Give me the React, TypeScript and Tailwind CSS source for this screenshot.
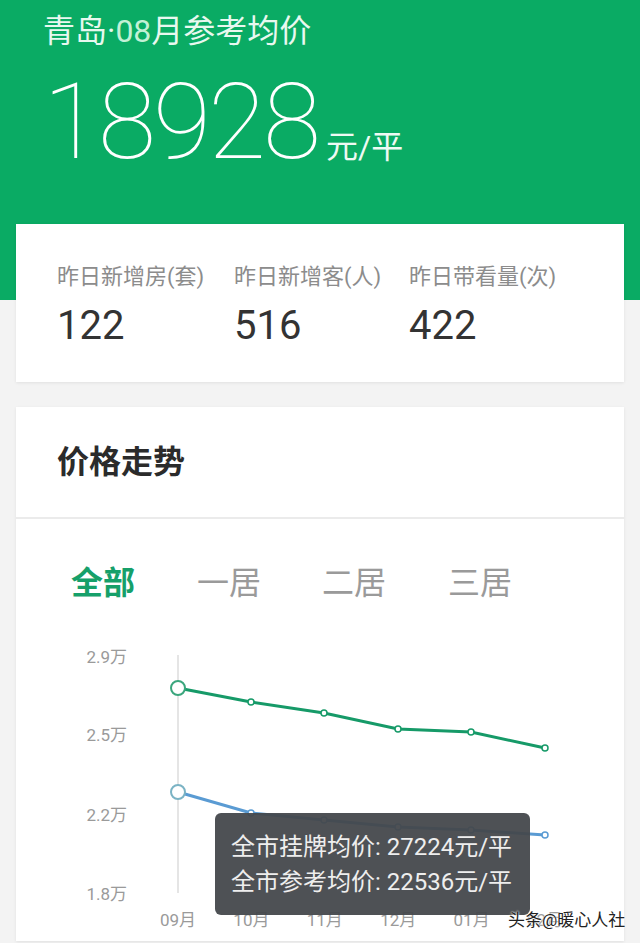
import React from "react"

const green = [
    [178, 690],
    [251, 704],
    [324, 715],
    [398, 731],
    [471, 734],
    [545, 750],
]
const blue = [
    [178, 794],
    [251, 815],
    [324, 822],
    [398, 829],
    [471, 832],
    [545, 837],
]
const yLabels = [
    ["2.9万", 659],
    ["2.5万", 737],
    ["2.2万", 817],
    ["1.8万", 896],
] as const
const months = ["09月", "10月", "11月", "12月", "01月", "02月"]

const stats = [
    { label: "昨日新增房(套)", value: "122", w: "w-[177px]" },
    { label: "昨日新增客(人)", value: "516", w: "w-[175px]" },
    { label: "昨日带看量(次)", value: "422", w: "w-[175px]" },
]

function Chart() {
    const pts = (arr: number[][]) => arr.map((p) => p.join(",")).join(" ")
    return (
        <div className="relative h-[323px]">
            <svg width="608" height="323" viewBox="16 620 608 323" className="block">
                {yLabels.map(([t, y]) => (
                    <text key={t} x="127" y={y + 6} textAnchor="end" fontSize="17" fill="#9a9a9a" fontFamily="Roboto, 'Noto Sans CJK SC', sans-serif">
                        {t}
                    </text>
                ))}
                <line x1="178" y1="657" x2="178" y2="895" stroke="#dcdcdc" strokeWidth="1.5" />
                <polyline points={pts(green)} fill="none" stroke="#169a68" strokeWidth="3" />
                <polyline points={pts(blue)} fill="none" stroke="#5a9bd3" strokeWidth="3" />
                {green.slice(1).map(([x, y]) => (
                    <circle key={x} cx={x} cy={y} r="3" fill="#fff" stroke="#169a68" strokeWidth="1.5" />
                ))}
                {blue.slice(1).map(([x, y]) => (
                    <circle key={x} cx={x} cy={y} r="3" fill="#fff" stroke="#5a9bd3" strokeWidth="1.5" />
                ))}
                <circle cx="178" cy="690" r="7" fill="#fff" stroke="#3ba67d" strokeWidth="2" />
                <circle cx="178" cy="794" r="7" fill="#fff" stroke="#7bb3c4" strokeWidth="2" />
                {months.map((m, i) => (
                    <text key={m} x={178 + i * 73.4} y="928" textAnchor="middle" fontSize="17" fill="#9a9a9a" fontFamily="Roboto, 'Noto Sans CJK SC', sans-serif">
                        {m}
                    </text>
                ))}
            </svg>

            {/* tooltip */}
            <div className="absolute left-[199px] top-[195px] flex h-[102px] w-[315px] flex-col justify-center gap-[5px] rounded-md bg-[#45484c]/95 pl-[16px] text-[24px] leading-[30px] text-[#eeeeee]">
                <div>全市挂牌均价: 27224元/平</div>
                <div>全市参考均价: 22536元/平</div>
            </div>

            {/* watermark */}
            <div className="absolute left-[492px] top-[290px] whitespace-nowrap text-[17px] leading-[24px] text-[#222] [text-shadow:0_0_2px_#fff,0_0_2px_#fff]">
                头条@暖心人社
            </div>
        </div>
    )
}

export default function App() {
    return (
        <div className="relative h-[943px] w-[640px] overflow-hidden bg-[#f3f3f3] font-['Roboto','Noto_Sans_CJK_SC',sans-serif]">
            {/* Header */}
            <div className="h-[300px] bg-[#0aab64] px-[43px] pt-[10px]">
                <div className="text-[32px] leading-[42px] text-[#e8f8ef]">
                    青岛·<span className="text-[#c3f1d6]">08</span>月参考均价
                </div>
                <div className="mt-[14px] flex items-baseline">
                    <span className="text-[106px] font-thin leading-[112px] tracking-[-3px] text-white">18928</span>
                    <span className="ml-[8px] text-[32px] text-[#eefaf3]">元/平</span>
                </div>
            </div>

            {/* Stats card */}
            <div className="mx-4 -mt-[76px] flex h-[158px] bg-white pl-[41px] pt-[38px] shadow-[0_1px_3px_rgba(0,0,0,0.08)]">
                {stats.map((s) => (
                    <div key={s.label} className={s.w}>
                        <div className="text-[22px] leading-[30px] text-[#8c8c8c]">{s.label}</div>
                        <div className="mt-[10px] text-[40px] leading-[48px] text-[#333]">{s.value}</div>
                    </div>
                ))}
            </div>

            {/* Price trend card */}
            <div className="mx-4 mt-[25px] bg-white shadow-[0_1px_3px_rgba(0,0,0,0.08)]">
                <div className="flex h-[112px] items-center border-b-2 border-[#ebebeb] pl-[41px]">
                    <span className="text-[32px] font-bold text-[#2b2b2b]">价格走势</span>
                </div>
                <div className="flex h-[99px] items-end pb-[14px] pl-[55px] text-[32px] leading-[42px]">
                    <span className="w-[126px] font-bold text-[#16a06a]">全部</span>
                    <span className="w-[125px] text-[#9a9a9a]">一居</span>
                    <span className="w-[126px] text-[#9a9a9a]">二居</span>
                    <span className="text-[#9a9a9a]">三居</span>
                </div>
                <Chart />
            </div>
        </div>
    )
}
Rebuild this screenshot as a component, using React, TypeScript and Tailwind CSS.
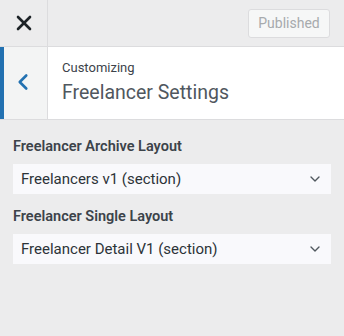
import { X, ChevronLeft, ChevronDown } from "lucide-react";

const App = () => {
  const fields = [
    { label: "Freelancer Archive Layout", value: "Freelancers v1 (section)" },
    { label: "Freelancer Single Layout", value: "Freelancer Detail V1 (section)" },
  ];

  return (
    <div className="w-[344px] h-[336px] bg-[#ececed] text-[#2c3338] font-['Roboto',sans-serif] overflow-hidden">
      {/* Top bar */}
      <div className="flex h-[47px] border-b border-[#dcdcde]">
        <div className="w-[48px] flex items-center justify-center border-r border-[#dcdcde]">
          <X className="h-[24px] w-[24px] text-[#1d2327]" strokeWidth={2.6} />
        </div>
        <div className="flex-1 flex items-center justify-end pr-[14px]">
          <div className="h-[29px] w-[82px] flex items-center justify-center rounded-[3px] border border-[#dcdcde] bg-[#f6f7f7] text-[14px] text-[#a7aaad]">
            Published
          </div>
        </div>
      </div>

      {/* Section header */}
      <div className="flex h-[73px] bg-white border-b border-[#dcdcde]">
        <div className="w-[48px] flex items-center justify-center bg-[#f3f4f4] border-l-4 border-[#2271b1] border-r border-r-[#dcdcde]">
          <ChevronLeft className="h-[26px] w-[26px] text-[#2271b1] -ml-[6px] -mt-[2px]" strokeWidth={2.4} />
        </div>
        <div className="flex-1 pl-[14px] pt-[13px]">
          <div className="text-[13px] leading-[16px] text-[#3c434a]">Customizing</div>
          <div className="text-[19.5px] leading-[26px] mt-[4px] text-[#50575e]">Freelancer Settings</div>
        </div>
      </div>

      {/* Controls */}
      <div className="px-[13px] pt-[18px] flex flex-col gap-[14px]">
        {fields.map((f, i) => (
          <div key={i}>
            <div className="text-[14.5px] font-semibold leading-[18px] mb-[8px] text-[#3c434a]">{f.label}</div>
            <div className="h-[30px] bg-[#f9f9fc] flex items-center justify-between pl-[8px] pr-[8px]">
              <span className="text-[15px] text-[#2c3338]">{f.value}</span>
              <ChevronDown className="h-[16px] w-[16px] text-[#50575e]" strokeWidth={2} />
            </div>
          </div>
        ))}
      </div>
    </div>
  );
};

export default App;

• _Short problem_
Repeat the records above exactly, leaving out any pictures they contain.

• _Exercise result_
Give me the React, TypeScript and Tailwind CSS source for this screenshot.
import React from "react"

const green = [
    [178, 690],
    [251, 704],
    [324, 715],
    [398, 731],
    [471, 734],
    [545, 750],
]
const blue = [
    [178, 794],
    [251, 815],
    [324, 822],
    [398, 829],
    [471, 832],
    [545, 837],
]
const yLabels = [
    ["2.9万", 659],
    ["2.5万", 737],
    ["2.2万", 817],
    ["1.8万", 896],
] as const
const months = ["09月", "10月", "11月", "12月", "01月", "02月"]

const stats = [
    { label: "昨日新增房(套)", value: "122", w: "w-[177px]" },
    { label: "昨日新增客(人)", value: "516", w: "w-[175px]" },
    { label: "昨日带看量(次)", value: "422", w: "w-[175px]" },
]

function Chart() {
    const pts = (arr: number[][]) => arr.map((p) => p.join(",")).join(" ")
    return (
        <div className="relative h-[323px]">
            <svg width="608" height="323" viewBox="16 620 608 323" className="block">
                {yLabels.map(([t, y]) => (
                    <text key={t} x="127" y={y + 6} textAnchor="end" fontSize="17" fill="#9a9a9a" fontFamily="Roboto, 'Noto Sans CJK SC', sans-serif">
                        {t}
                    </text>
                ))}
                <line x1="178" y1="657" x2="178" y2="895" stroke="#dcdcdc" strokeWidth="1.5" />
                <polyline points={pts(green)} fill="none" stroke="#169a68" strokeWidth="3" />
                <polyline points={pts(blue)} fill="none" stroke="#5a9bd3" strokeWidth="3" />
                {green.slice(1).map(([x, y]) => (
                    <circle key={x} cx={x} cy={y} r="3" fill="#fff" stroke="#169a68" strokeWidth="1.5" />
                ))}
                {blue.slice(1).map(([x, y]) => (
                    <circle key={x} cx={x} cy={y} r="3" fill="#fff" stroke="#5a9bd3" strokeWidth="1.5" />
                ))}
                <circle cx="178" cy="690" r="7" fill="#fff" stroke="#3ba67d" strokeWidth="2" />
                <circle cx="178" cy="794" r="7" fill="#fff" stroke="#7bb3c4" strokeWidth="2" />
                {months.map((m, i) => (
                    <text key={m} x={178 + i * 73.4} y="928" textAnchor="middle" fontSize="17" fill="#9a9a9a" fontFamily="Roboto, 'Noto Sans CJK SC', sans-serif">
                        {m}
                    </text>
                ))}
            </svg>

            {/* tooltip */}
            <div className="absolute left-[199px] top-[195px] flex h-[102px] w-[315px] flex-col justify-center gap-[5px] rounded-md bg-[#45484c]/95 pl-[16px] text-[24px] leading-[30px] text-[#eeeeee]">
                <div>全市挂牌均价: 27224元/平</div>
                <div>全市参考均价: 22536元/平</div>
            </div>

            {/* watermark */}
            <div className="absolute left-[492px] top-[290px] whitespace-nowrap text-[17px] leading-[24px] text-[#222] [text-shadow:0_0_2px_#fff,0_0_2px_#fff]">
                头条@暖心人社
            </div>
        </div>
    )
}

export default function App() {
    return (
        <div className="relative h-[943px] w-[640px] overflow-hidden bg-[#f3f3f3] font-['Roboto','Noto_Sans_CJK_SC',sans-serif]">
            {/* Header */}
            <div className="h-[300px] bg-[#0aab64] px-[43px] pt-[10px]">
                <div className="text-[32px] leading-[42px] text-[#e8f8ef]">
                    青岛·<span className="text-[#c3f1d6]">08</span>月参考均价
                </div>
                <div className="mt-[14px] flex items-baseline">
                    <span className="text-[106px] font-thin leading-[112px] tracking-[-3px] text-white">18928</span>
                    <span className="ml-[8px] text-[32px] text-[#eefaf3]">元/平</span>
                </div>
            </div>

            {/* Stats card */}
            <div className="mx-4 -mt-[76px] flex h-[158px] bg-white pl-[41px] pt-[38px] shadow-[0_1px_3px_rgba(0,0,0,0.08)]">
                {stats.map((s) => (
                    <div key={s.label} className={s.w}>
                        <div className="text-[22px] leading-[30px] text-[#8c8c8c]">{s.label}</div>
                        <div className="mt-[10px] text-[40px] leading-[48px] text-[#333]">{s.value}</div>
                    </div>
                ))}
            </div>

            {/* Price trend card */}
            <div className="mx-4 mt-[25px] bg-white shadow-[0_1px_3px_rgba(0,0,0,0.08)]">
                <div className="flex h-[112px] items-center border-b-2 border-[#ebebeb] pl-[41px]">
                    <span className="text-[32px] font-bold text-[#2b2b2b]">价格走势</span>
                </div>
                <div className="flex h-[99px] items-end pb-[14px] pl-[55px] text-[32px] leading-[42px]">
                    <span className="w-[126px] font-bold text-[#16a06a]">全部</span>
                    <span className="w-[125px] text-[#9a9a9a]">一居</span>
                    <span className="w-[126px] text-[#9a9a9a]">二居</span>
                    <span className="text-[#9a9a9a]">三居</span>
                </div>
                <Chart />
            </div>
        </div>
    )
}
Rebuild this screenshot as a component, using React, TypeScript and Tailwind CSS.
import { X, ChevronLeft, ChevronDown } from "lucide-react";

const App = () => {
  const fields = [
    { label: "Freelancer Archive Layout", value: "Freelancers v1 (section)" },
    { label: "Freelancer Single Layout", value: "Freelancer Detail V1 (section)" },
  ];

  return (
    <div className="w-[344px] h-[336px] bg-[#ececed] text-[#2c3338] font-['Roboto',sans-serif] overflow-hidden">
      {/* Top bar */}
      <div className="flex h-[47px] border-b border-[#dcdcde]">
        <div className="w-[48px] flex items-center justify-center border-r border-[#dcdcde]">
          <X className="h-[24px] w-[24px] text-[#1d2327]" strokeWidth={2.6} />
        </div>
        <div className="flex-1 flex items-center justify-end pr-[14px]">
          <div className="h-[29px] w-[82px] flex items-center justify-center rounded-[3px] border border-[#dcdcde] bg-[#f6f7f7] text-[14px] text-[#a7aaad]">
            Published
          </div>
        </div>
      </div>

      {/* Section header */}
      <div className="flex h-[73px] bg-white border-b border-[#dcdcde]">
        <div className="w-[48px] flex items-center justify-center bg-[#f3f4f4] border-l-4 border-[#2271b1] border-r border-r-[#dcdcde]">
          <ChevronLeft className="h-[26px] w-[26px] text-[#2271b1] -ml-[6px] -mt-[2px]" strokeWidth={2.4} />
        </div>
        <div className="flex-1 pl-[14px] pt-[13px]">
          <div className="text-[13px] leading-[16px] text-[#3c434a]">Customizing</div>
          <div className="text-[19.5px] leading-[26px] mt-[4px] text-[#50575e]">Freelancer Settings</div>
        </div>
      </div>

      {/* Controls */}
      <div className="px-[13px] pt-[18px] flex flex-col gap-[14px]">
        {fields.map((f, i) => (
          <div key={i}>
            <div className="text-[14.5px] font-semibold leading-[18px] mb-[8px] text-[#3c434a]">{f.label}</div>
            <div className="h-[30px] bg-[#f9f9fc] flex items-center justify-between pl-[8px] pr-[8px]">
              <span className="text-[15px] text-[#2c3338]">{f.value}</span>
              <ChevronDown className="h-[16px] w-[16px] text-[#50575e]" strokeWidth={2} />
            </div>
          </div>
        ))}
      </div>
    </div>
  );
};

export default App;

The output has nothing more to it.